- Directed by: J.P. Tan
- Produced by: Anthony Ng
- Starring: Chen Xiuhuan; Lim Kay Siu; Neo Swee Lin; Wang Changli; Edmund Chen;
- Production company: Sunnez Pte Ltd
- Distributed by: Shaw Organisation (theatrical) Warner Home Video (home media)
- Release date: 30 April 1999;
- Running time: 106 minutes
- Country: Singapore
- Languages: English Mandarin Teochew Hokkien
- Budget: $900,000

= Where Got Problem? =

Where Got Problem? (问题不大!) is a 1999 Singaporean drama film directed by J.P. Tan, starring Chen Xiuhuan, Lim Kay Siu, Neo Swee Lin, Wang Changli and Edmund Chen.

==Cast==
- Chen Xiuhuan as Coco Lee
- Lim Kay Siu as Lee Kay Seng
- Neo Swee Lin as Ng Bee Choo
- Wang Changli as Ng Kim Huat
- Edmund Chen as Chen
- Lee Weng Kee
- Yap Gut Ghee

==Release==
The film opened in theatres on 30 April 1999. It was a box office failure, having grossed only $150,000.

==Reception==
Susan Tsang of The Business Times wrote: "Despite quite a few hiccups, notably a script where everyone, bar the odd banker or tai-tai, is decent, Where Got Problem, like its characters, blithely carries on and pulls us along with it."
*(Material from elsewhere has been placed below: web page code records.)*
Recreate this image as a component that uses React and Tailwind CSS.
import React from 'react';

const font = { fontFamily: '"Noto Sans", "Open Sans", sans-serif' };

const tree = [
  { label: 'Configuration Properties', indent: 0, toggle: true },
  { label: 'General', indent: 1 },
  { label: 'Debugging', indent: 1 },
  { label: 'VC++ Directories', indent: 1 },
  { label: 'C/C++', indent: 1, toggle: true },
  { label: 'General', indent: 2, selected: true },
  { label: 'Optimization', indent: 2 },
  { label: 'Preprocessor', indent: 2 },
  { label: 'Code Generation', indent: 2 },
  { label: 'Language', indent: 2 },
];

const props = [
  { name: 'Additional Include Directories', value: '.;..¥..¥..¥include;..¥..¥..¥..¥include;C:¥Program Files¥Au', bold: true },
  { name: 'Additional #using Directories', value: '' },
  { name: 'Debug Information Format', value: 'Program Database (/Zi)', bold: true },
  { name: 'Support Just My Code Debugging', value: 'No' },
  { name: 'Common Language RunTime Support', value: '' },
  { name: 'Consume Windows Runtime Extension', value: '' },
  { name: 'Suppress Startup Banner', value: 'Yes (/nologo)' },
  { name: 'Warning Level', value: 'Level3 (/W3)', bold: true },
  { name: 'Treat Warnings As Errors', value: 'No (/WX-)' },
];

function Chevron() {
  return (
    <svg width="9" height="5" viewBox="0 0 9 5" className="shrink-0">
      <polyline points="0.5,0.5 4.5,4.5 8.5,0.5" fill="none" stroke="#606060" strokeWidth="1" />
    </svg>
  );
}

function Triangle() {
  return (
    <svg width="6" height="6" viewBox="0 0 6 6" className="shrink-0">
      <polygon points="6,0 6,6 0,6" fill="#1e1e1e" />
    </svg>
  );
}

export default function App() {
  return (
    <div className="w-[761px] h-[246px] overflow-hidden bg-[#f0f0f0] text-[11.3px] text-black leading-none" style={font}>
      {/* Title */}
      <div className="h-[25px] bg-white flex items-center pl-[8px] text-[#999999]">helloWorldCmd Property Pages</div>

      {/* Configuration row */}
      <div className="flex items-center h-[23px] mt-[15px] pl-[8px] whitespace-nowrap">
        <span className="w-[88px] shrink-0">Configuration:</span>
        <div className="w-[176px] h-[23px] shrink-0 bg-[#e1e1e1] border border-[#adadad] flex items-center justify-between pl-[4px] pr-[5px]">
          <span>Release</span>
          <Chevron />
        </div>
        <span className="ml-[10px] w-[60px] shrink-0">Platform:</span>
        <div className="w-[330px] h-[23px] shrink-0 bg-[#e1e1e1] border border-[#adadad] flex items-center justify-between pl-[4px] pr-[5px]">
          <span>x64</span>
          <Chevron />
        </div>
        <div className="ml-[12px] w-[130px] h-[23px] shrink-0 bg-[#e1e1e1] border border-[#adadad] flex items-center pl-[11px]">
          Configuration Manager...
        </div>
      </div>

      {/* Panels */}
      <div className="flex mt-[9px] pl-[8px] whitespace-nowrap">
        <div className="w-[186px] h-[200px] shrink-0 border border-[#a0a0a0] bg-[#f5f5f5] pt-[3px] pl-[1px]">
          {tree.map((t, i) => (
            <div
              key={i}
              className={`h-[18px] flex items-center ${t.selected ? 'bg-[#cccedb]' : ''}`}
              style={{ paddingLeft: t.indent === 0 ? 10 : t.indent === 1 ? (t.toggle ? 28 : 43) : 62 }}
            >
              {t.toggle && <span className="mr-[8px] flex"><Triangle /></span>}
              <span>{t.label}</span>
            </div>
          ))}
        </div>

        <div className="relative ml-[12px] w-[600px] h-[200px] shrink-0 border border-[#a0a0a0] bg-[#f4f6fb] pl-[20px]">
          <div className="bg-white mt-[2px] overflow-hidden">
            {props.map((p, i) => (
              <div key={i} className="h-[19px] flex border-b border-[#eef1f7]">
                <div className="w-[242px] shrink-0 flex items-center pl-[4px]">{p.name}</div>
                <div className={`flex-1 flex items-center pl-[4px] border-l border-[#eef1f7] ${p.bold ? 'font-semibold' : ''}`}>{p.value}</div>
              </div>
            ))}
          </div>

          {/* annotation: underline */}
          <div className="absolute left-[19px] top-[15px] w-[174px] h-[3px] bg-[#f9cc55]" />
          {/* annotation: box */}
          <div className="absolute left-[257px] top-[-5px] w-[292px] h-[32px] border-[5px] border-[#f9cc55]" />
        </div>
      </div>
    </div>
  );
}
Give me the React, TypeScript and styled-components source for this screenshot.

Edwin Yeo of The New Paper rated the film 3 stars out of 5 and wrote that the "competent" storyline is "hampered by technical problems", and that the "choppy" editing "distracts" from the "credible" performances of Lim and Neo.

Lynn Seah of The Straits Times wrote: "Uneven acting and intrusive product placements add to the troubles of the latest Singapore big-screen offering", and praised the performances of Wang, Chen Xiuhuan and Yap while criticising the performances of Lim, Neo and Edmund Chen.